La clientèle de la maison Silvestre se compose non seulement de tous les libraires de Paris, qui y viennent dans l'intérêt de leur commerce, mais aussi et principalement de tous les amateurs quelconques de livres qui y viennent dans l'intérêt de leur passion. Mais, quelque variés que soient les goûts de ceux, et le nombre en est grand, qui se sont jetés à corps perdu dans le livre, il faut toujours les classer de la manière suivante : Bibliophiles, Bibliomanes et Bibliotaphes (...)"
La suite vous pourrez la lire dans un de nos précédents articles extrait du même ouvrage :
Bibliophiles, Bibliomanes et Bibliotaphes...
Vente de la bibliothèque Van der Helle le 10 février 1868 et jours suivants,
en la salle n°1 du 28 de la rue des Bons-Enfants, maison Silvestre
en la salle n°1 du 28 de la rue des Bons-Enfants, maison Silvestre
Je n'ai pas trouvé d'historique complet de la maison Silvestre, ainsi je ne sais pas exactement à quelle date cette salle a cessé de proposer des ventes de livres. Ce qui apparait clairement cependant, c'est qu'avec l'ouverture de l'Hôtel Drouot le 1er juin 1852, la salle Silvestre a vite décliné (comme l'indique d'ailleurs Henri de Rochefort) pour assez rapidement devenir obsolète.

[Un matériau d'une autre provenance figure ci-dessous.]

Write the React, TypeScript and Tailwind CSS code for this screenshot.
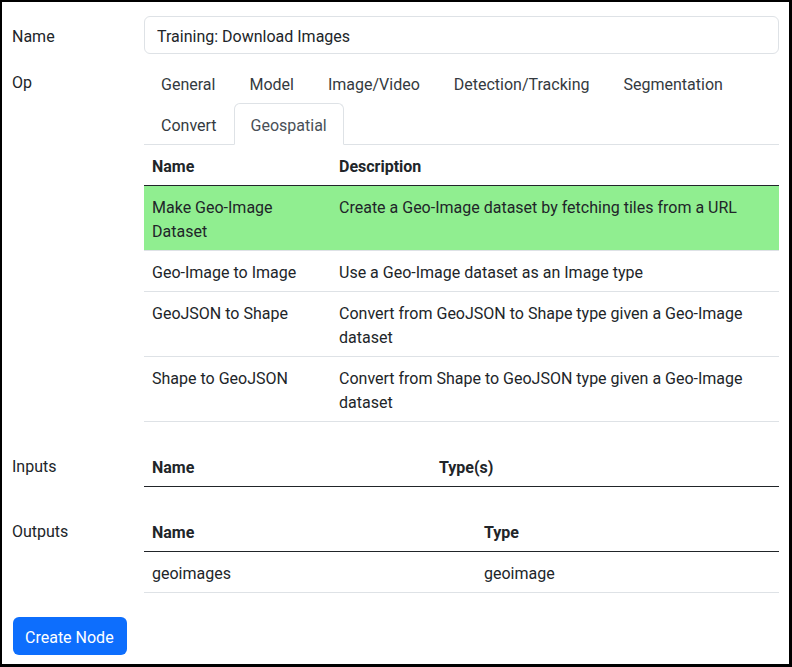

Il semblerait cependant qu'elle ait fonctionné encore quelques années ponctuellement, car si l'on voit par exemple les ventes Lebeuf de Montgermont (1876), Yemeniz (1867) et Baron Pichon (1897) se faire à l'Hôtel Drouot, ce n'est pas le cas par exemple des ventes Van der Helle (1868) et Rochebilière (1882).
Chacun ici sera preneur d'informations sur le devenir et le finir de cette vénérable salle Silvestre qui a vu passer sur ses tables de sapin écaillées les plus beaux maroquins signés et non signés de son époque.
(1) Extrait de l'ouvrage "Les petits mystères de l'hotel des ventes" par Henri Rochefort. Paris, E. Dentu, sans date (1862). 1 volume in-12. pp. 191-201.